-- start Input for this task --

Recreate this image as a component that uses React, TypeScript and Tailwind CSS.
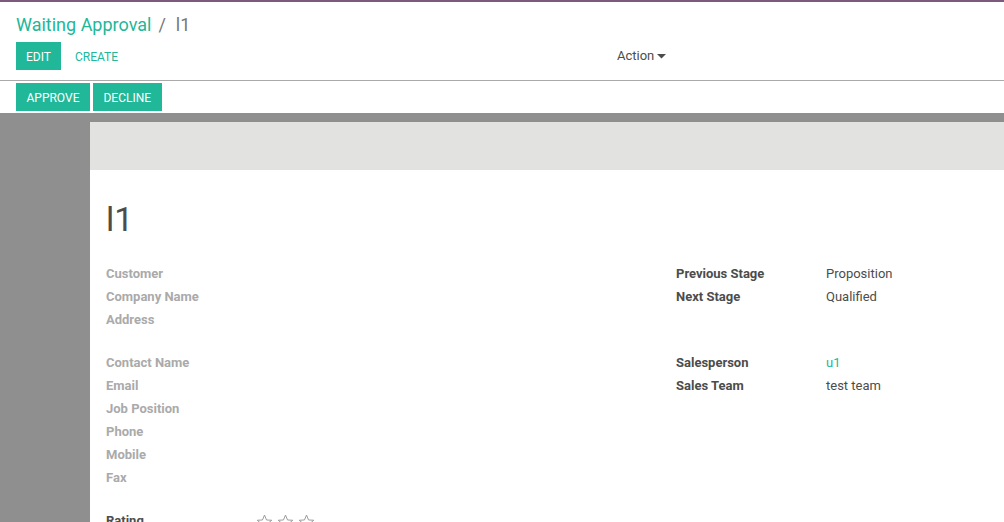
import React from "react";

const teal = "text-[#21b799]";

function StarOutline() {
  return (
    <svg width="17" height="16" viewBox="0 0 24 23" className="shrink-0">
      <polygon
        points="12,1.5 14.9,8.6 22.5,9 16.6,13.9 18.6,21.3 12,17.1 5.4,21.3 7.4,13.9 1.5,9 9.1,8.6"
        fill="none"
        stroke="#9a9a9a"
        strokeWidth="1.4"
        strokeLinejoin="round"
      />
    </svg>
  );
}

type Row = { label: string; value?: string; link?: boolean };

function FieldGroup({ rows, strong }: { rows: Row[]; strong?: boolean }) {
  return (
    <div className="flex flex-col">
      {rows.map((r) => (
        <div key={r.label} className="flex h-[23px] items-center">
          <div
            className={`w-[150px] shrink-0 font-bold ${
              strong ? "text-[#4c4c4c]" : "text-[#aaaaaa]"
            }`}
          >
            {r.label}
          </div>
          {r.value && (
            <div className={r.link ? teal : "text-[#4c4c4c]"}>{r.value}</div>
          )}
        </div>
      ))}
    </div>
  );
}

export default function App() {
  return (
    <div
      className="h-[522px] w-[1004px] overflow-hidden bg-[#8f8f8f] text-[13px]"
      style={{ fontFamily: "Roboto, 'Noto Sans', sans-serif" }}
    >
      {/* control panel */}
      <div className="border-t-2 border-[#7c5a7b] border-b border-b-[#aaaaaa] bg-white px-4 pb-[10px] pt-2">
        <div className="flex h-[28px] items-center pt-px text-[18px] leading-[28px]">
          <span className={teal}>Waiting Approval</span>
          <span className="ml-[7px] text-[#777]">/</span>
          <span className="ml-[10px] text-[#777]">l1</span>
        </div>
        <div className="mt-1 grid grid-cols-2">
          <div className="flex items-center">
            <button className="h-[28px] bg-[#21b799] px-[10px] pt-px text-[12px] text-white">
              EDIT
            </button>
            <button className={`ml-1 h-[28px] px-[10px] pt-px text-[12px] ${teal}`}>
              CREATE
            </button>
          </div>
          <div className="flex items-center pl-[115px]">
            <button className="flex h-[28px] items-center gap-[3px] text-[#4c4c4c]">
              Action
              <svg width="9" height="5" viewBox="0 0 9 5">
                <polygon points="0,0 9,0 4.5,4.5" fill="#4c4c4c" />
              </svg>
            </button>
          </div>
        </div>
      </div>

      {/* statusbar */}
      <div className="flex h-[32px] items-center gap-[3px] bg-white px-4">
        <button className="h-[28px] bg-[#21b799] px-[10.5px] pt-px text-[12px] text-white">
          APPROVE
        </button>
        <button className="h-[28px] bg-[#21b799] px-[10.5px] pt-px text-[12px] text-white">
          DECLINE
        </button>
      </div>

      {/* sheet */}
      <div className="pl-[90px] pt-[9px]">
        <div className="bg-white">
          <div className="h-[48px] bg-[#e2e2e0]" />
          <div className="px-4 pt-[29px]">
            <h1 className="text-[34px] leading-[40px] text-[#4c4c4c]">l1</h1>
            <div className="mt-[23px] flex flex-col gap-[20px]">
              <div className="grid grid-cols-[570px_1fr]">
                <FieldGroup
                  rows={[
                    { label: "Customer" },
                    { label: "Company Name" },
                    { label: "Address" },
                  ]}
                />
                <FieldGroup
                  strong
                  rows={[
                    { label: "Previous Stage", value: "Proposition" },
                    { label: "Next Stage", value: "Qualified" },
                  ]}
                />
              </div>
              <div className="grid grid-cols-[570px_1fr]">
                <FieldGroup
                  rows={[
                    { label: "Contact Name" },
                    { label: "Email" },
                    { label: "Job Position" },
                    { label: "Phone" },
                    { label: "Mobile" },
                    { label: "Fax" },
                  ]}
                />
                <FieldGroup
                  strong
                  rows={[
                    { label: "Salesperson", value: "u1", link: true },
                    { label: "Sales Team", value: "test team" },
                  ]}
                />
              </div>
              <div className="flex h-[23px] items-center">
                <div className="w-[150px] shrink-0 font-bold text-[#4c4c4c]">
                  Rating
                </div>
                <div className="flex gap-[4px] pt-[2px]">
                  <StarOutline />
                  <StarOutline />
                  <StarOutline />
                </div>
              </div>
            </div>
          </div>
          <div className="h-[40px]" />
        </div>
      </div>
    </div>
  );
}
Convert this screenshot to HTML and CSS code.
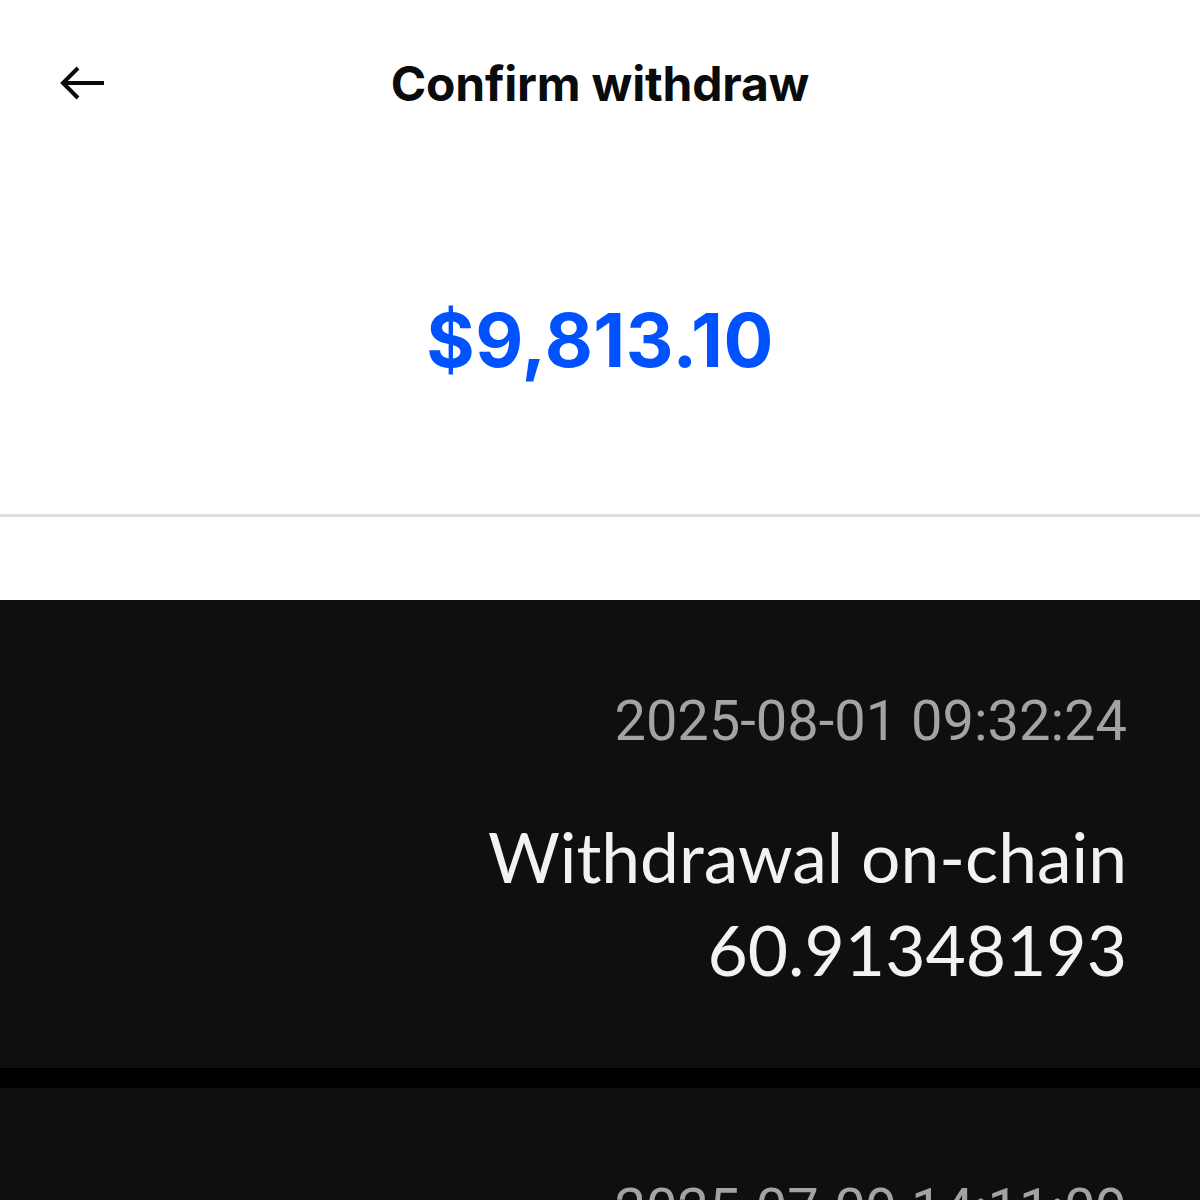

-- end Input for this task --

Exercise aim :: Reproduce all entries exactly. Pictures do not belong in the copy.

Solved exercise ::
Recreate this image as a component that uses React, TypeScript and Tailwind CSS.
import React from "react";

const teal = "text-[#21b799]";

function StarOutline() {
  return (
    <svg width="17" height="16" viewBox="0 0 24 23" className="shrink-0">
      <polygon
        points="12,1.5 14.9,8.6 22.5,9 16.6,13.9 18.6,21.3 12,17.1 5.4,21.3 7.4,13.9 1.5,9 9.1,8.6"
        fill="none"
        stroke="#9a9a9a"
        strokeWidth="1.4"
        strokeLinejoin="round"
      />
    </svg>
  );
}

type Row = { label: string; value?: string; link?: boolean };

function FieldGroup({ rows, strong }: { rows: Row[]; strong?: boolean }) {
  return (
    <div className="flex flex-col">
      {rows.map((r) => (
        <div key={r.label} className="flex h-[23px] items-center">
          <div
            className={`w-[150px] shrink-0 font-bold ${
              strong ? "text-[#4c4c4c]" : "text-[#aaaaaa]"
            }`}
          >
            {r.label}
          </div>
          {r.value && (
            <div className={r.link ? teal : "text-[#4c4c4c]"}>{r.value}</div>
          )}
        </div>
      ))}
    </div>
  );
}

export default function App() {
  return (
    <div
      className="h-[522px] w-[1004px] overflow-hidden bg-[#8f8f8f] text-[13px]"
      style={{ fontFamily: "Roboto, 'Noto Sans', sans-serif" }}
    >
      {/* control panel */}
      <div className="border-t-2 border-[#7c5a7b] border-b border-b-[#aaaaaa] bg-white px-4 pb-[10px] pt-2">
        <div className="flex h-[28px] items-center pt-px text-[18px] leading-[28px]">
          <span className={teal}>Waiting Approval</span>
          <span className="ml-[7px] text-[#777]">/</span>
          <span className="ml-[10px] text-[#777]">l1</span>
        </div>
        <div className="mt-1 grid grid-cols-2">
          <div className="flex items-center">
            <button className="h-[28px] bg-[#21b799] px-[10px] pt-px text-[12px] text-white">
              EDIT
            </button>
            <button className={`ml-1 h-[28px] px-[10px] pt-px text-[12px] ${teal}`}>
              CREATE
            </button>
          </div>
          <div className="flex items-center pl-[115px]">
            <button className="flex h-[28px] items-center gap-[3px] text-[#4c4c4c]">
              Action
              <svg width="9" height="5" viewBox="0 0 9 5">
                <polygon points="0,0 9,0 4.5,4.5" fill="#4c4c4c" />
              </svg>
            </button>
          </div>
        </div>
      </div>

      {/* statusbar */}
      <div className="flex h-[32px] items-center gap-[3px] bg-white px-4">
        <button className="h-[28px] bg-[#21b799] px-[10.5px] pt-px text-[12px] text-white">
          APPROVE
        </button>
        <button className="h-[28px] bg-[#21b799] px-[10.5px] pt-px text-[12px] text-white">
          DECLINE
        </button>
      </div>

      {/* sheet */}
      <div className="pl-[90px] pt-[9px]">
        <div className="bg-white">
          <div className="h-[48px] bg-[#e2e2e0]" />
          <div className="px-4 pt-[29px]">
            <h1 className="text-[34px] leading-[40px] text-[#4c4c4c]">l1</h1>
            <div className="mt-[23px] flex flex-col gap-[20px]">
              <div className="grid grid-cols-[570px_1fr]">
                <FieldGroup
                  rows={[
                    { label: "Customer" },
                    { label: "Company Name" },
                    { label: "Address" },
                  ]}
                />
                <FieldGroup
                  strong
                  rows={[
                    { label: "Previous Stage", value: "Proposition" },
                    { label: "Next Stage", value: "Qualified" },
                  ]}
                />
              </div>
              <div className="grid grid-cols-[570px_1fr]">
                <FieldGroup
                  rows={[
                    { label: "Contact Name" },
                    { label: "Email" },
                    { label: "Job Position" },
                    { label: "Phone" },
                    { label: "Mobile" },
                    { label: "Fax" },
                  ]}
                />
                <FieldGroup
                  strong
                  rows={[
                    { label: "Salesperson", value: "u1", link: true },
                    { label: "Sales Team", value: "test team" },
                  ]}
                />
              </div>
              <div className="flex h-[23px] items-center">
                <div className="w-[150px] shrink-0 font-bold text-[#4c4c4c]">
                  Rating
                </div>
                <div className="flex gap-[4px] pt-[2px]">
                  <StarOutline />
                  <StarOutline />
                  <StarOutline />
                </div>
              </div>
            </div>
          </div>
          <div className="h-[40px]" />
        </div>
      </div>
    </div>
  );
}
Convert this screenshot to HTML and CSS code.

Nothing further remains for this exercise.